De regreso a su despacho, Koane tomó asiento en su sillón y declaró:
—Mi límite son siete, no puedo subir más. El presidente de Varrick se encuentra fuera, creo que de viaje por Asia.
—Sus siete están muy lejos de mis veinte —repuso Gant, ceñudo.
—Los veinte están descartados. Acabo de hablar con el abogado de la empresa, que forma parte del consejo.
—Entonces nos veremos en los tribunales —contestó Gant, cerrando la cremallera de la fina cartera que no había utilizado.

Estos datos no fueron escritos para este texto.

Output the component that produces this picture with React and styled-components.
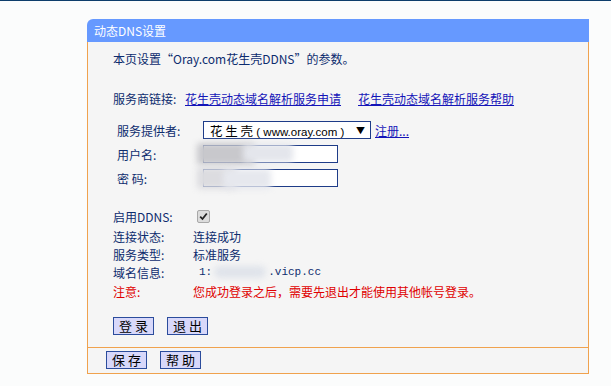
import React from "react";
import styled, { createGlobalStyle } from "styled-components";

const Global = createGlobalStyle`
  html, body { margin: 0; padding: 0; }
  body {
    background: #fbfcfc;
    font-family: "Noto Sans CJK SC", "Liberation Sans", sans-serif;
    font-size: 12px;
    border-top: 1px solid #0d3d6b;
    height: 385px;
    overflow: hidden;
  }
`;

const Frame = styled.div`
  margin: 18px 0 0 87px;
  width: 502px;
`;

const Header = styled.div`
  height: 23px;
  line-height: 23px;
  background: #6699ff;
  color: #fff;
  padding-left: 7px;
  border-top-left-radius: 6px;
  font-size: 12px;
`;

const Section = styled.div`
  background: #f5f5f5;
  border-left: 1px solid #f0a24e;
  border-right: 1px solid #f0a24e;
  border-bottom: 1px solid #f0a24e;
  padding: ${(p) => p.$pad};
`;

const Line = styled.div`
  display: flex;
  align-items: center;
  height: ${(p) => p.$h || 16}px;
  margin-top: ${(p) => p.$mt || 0}px;
  padding-left: ${(p) => p.$indent || 0}px;
  color: ${(p) => (p.$red ? "#e00000" : "#0d2c6e")};
  white-space: nowrap;
`;

const Label = styled.span`
  display: inline-block;
  width: ${(p) => p.$w}px;
  flex: none;
`;

const Link = styled.a`
  color: #1414b8;
  text-decoration: underline;
  margin-right: ${(p) => p.$mr || 0}px;
  cursor: pointer;
`;

const Select = styled.div`
  box-sizing: border-box;
  width: 168px;
  height: 18px;
  border: 1px solid #1e3c88;
  background: #fff;
  display: flex;
  align-items: center;
  justify-content: space-between;
  padding: 0 5px 0 6px;
  color: #000;
  font-size: 12.5px;
  margin-right: 4px;
`;

const Latin = styled.span`
  font-family: "Liberation Sans", sans-serif;
  font-size: 11.5px;
`;

const Arrow = styled.span`
  font-size: 9px;
  color: #000;
`;

const InputWrap = styled.div`
  position: relative;
  width: 135px;
  height: 18px;
`;

const Input = styled.div`
  box-sizing: border-box;
  width: 135px;
  height: 18px;
  border: 1px solid #1e3c88;
  background: #fff;
`;

const Blur = styled.div`
  position: absolute;
  left: ${(p) => p.$l}px;
  top: ${(p) => p.$t}px;
  width: ${(p) => p.$w}px;
  height: ${(p) => p.$h}px;
  background: ${(p) => p.$c};
  filter: blur(3px);
  border-radius: 4px;
`;

const Check = styled.span`
  display: inline-flex;
  align-items: center;
  justify-content: center;
  width: 11px;
  height: 11px;
  margin-left: 4px;
  background: #dcdcdc;
  border: 1px solid #a8a8a8;
  border-radius: 2px;
`;

const Domain = styled.span`
  display: inline-flex;
  align-items: center;
  margin-left: 6px;
  font-family: "Liberation Mono", monospace;
  font-size: 11px;
  color: #0d2c6e;
`;

const Hidden = styled.span`
  display: inline-block;
  width: 52px;
  height: 12px;
  margin: 0 2px;
  background: #dfe3ea;
  filter: blur(3px);
  border-radius: 6px;
`;

const Buttons = styled.div`
  display: flex;
  gap: 13px;
  margin-top: ${(p) => p.$mt || 0}px;
`;

const Button = styled.button`
  box-sizing: border-box;
  width: 41px;
  height: 18px;
  padding: 0;
  background: #d8d8fa;
  border: 1px solid #2b4c9c;
  color: #000;
  font-family: "Noto Sans CJK SC", sans-serif;
  font-size: 13px;
  line-height: 16px;
  letter-spacing: 3px;
  text-indent: 3px;
`;

export default function App() {
  return (
    <>
      <Global />
      <Frame>
        <Header>动态DNS设置</Header>
        <Section $pad="8px 0 12px 25px">
          <Line>本页设置“Oray.com花生壳DDNS”的参数。</Line>
          <Line $mt={24}>
            <Label $w={72}>服务商链接:</Label>
            <Link $mr={17}>花生壳动态域名解析服务申请</Link>
            <Link>花生壳动态域名解析服务帮助</Link>
          </Line>
          <Line $mt={15} $h={18} $indent={4}>
            <Label $w={86}>服务提供者:</Label>
            <Select>
              <span>
                花 生 壳<Latin> ( www.oray.com )</Latin>
              </span>
              <Arrow>▼</Arrow>
            </Select>
            <Link>注册...</Link>
          </Line>
          <Line $mt={6} $h={18} $indent={4}>
            <Label $w={86}>用户名:</Label>
            <InputWrap>
              <Input />
              <Blur $l={-6} $t={-2} $w={58} $h={22} $c="#c8c8cc" />
              <Blur $l={40} $t={-1} $w={50} $h={18} $c="#e4e6ec" />
            </InputWrap>
          </Line>
          <Line $mt={6} $h={18} $indent={4}>
            <Label $w={86}>密 码:</Label>
            <InputWrap>
              <Input />
              <Blur $l={-6} $t={-2} $w={40} $h={22} $c="#dcdce0" />
              <Blur $l={20} $t={0} $w={48} $h={20} $c="#e6e8ee" />
            </InputWrap>
          </Line>
          <Line $mt={20} $h={18}>
            <Label $w={80}>启用DDNS:</Label>
            <Check>
              <svg width="9" height="9" viewBox="0 0 9 9">
                <path d="M1.2 4.6 L3.5 7 L7.8 1.5" stroke="#222" strokeWidth="1.8" fill="none" />
              </svg>
            </Check>
          </Line>
          <Line $mt={2} $h={18}>
            <Label $w={80}>连接状态:</Label>
            连接成功
          </Line>
          <Line $h={18}>
            <Label $w={80}>服务类型:</Label>
            标准服务
          </Line>
          <Line $h={18}>
            <Label $w={80}>域名信息:</Label>
            <Domain>
              1:<Hidden />.vicp.cc
            </Domain>
          </Line>
          <Line $mt={1} $h={18} $red>
            <Label $w={80}>注意:</Label>
            您成功登录之后，需要先退出才能使用其他帐号登录。
          </Line>
          <Buttons $mt={17}>
            <Button>登录</Button>
            <Button>退出</Button>
          </Buttons>
        </Section>
        <Section $pad="3px 0 4px 18px">
          <Buttons>
            <Button>保存</Button>
            <Button>帮助</Button>
          </Buttons>
        </Section>
      </Frame>
    </>
  );
}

—Esa es una amenaza bastante insustancial, señor Gant. Ningún jurado de este país le dará siete millones por una muerte causada por una cardiopatía que no tuvo nada que ver con nuestro medicamento. Además, tal como funciona nuestro sistema judicial, este caso no llegará a los tribunales antes de tres años. Tres años son muchos años para pasarlos pensando en siete millones.
Gant se puso en pie con brusquedad.
—Gracias por su tiempo, señor Koane. No se moleste en acompañarme, conozco el camino.

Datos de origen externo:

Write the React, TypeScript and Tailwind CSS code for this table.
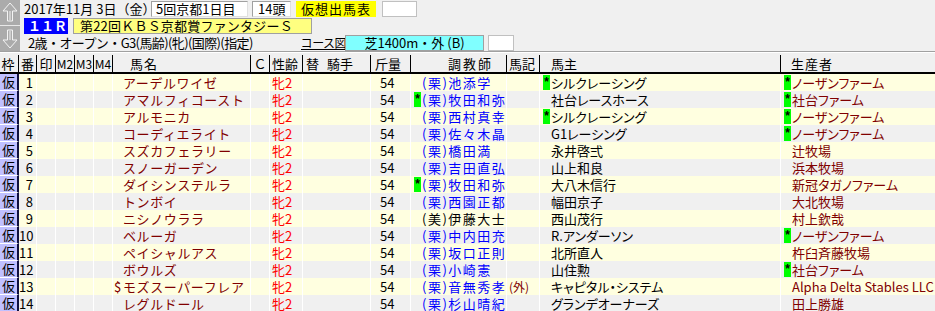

—Señor Gant, sepa que cuando salga por la puerta nuestra oferta de siete millones habrá desaparecido de la mesa. Va a volver a casa con los bolsillos vacíos.
Gant trastabilló ligeramente y recuperó el paso.
—Nos veremos en los tribunales —dijo con los labios fruncidos, antes de salir.
Dos horas más tarde, Gant llamó desde su móvil. Al parecer, la familia Maxwell había reconsiderado su opinión y recobrado la sensatez a instancias de su abogado. En fin, que después de todo siete millones de dólares les parecían de perlas. Layton Koane aprovechó para leerle la cartilla y le recordó todas y cada una de las condiciones. Gant estuvo encantado de aceptarlas en su totalidad.
Después de la llamada, Koane comunicó la noticia a Reuben Massey.
—Dudo que llegara siquiera a hablar con la familia —explicó—. Más bien me parece que les aseguró cinco millones y que decidió jugársela por su cuenta y pedir veinte. En estos momentos es un hombre feliz que vuelve a casa con un acuerdo de siete millones y que se convertirá en el héroe de la película.
—Y nosotros habremos esquivado una bala, la primera que no nos acierta en mucho tiempo —repuso Massey.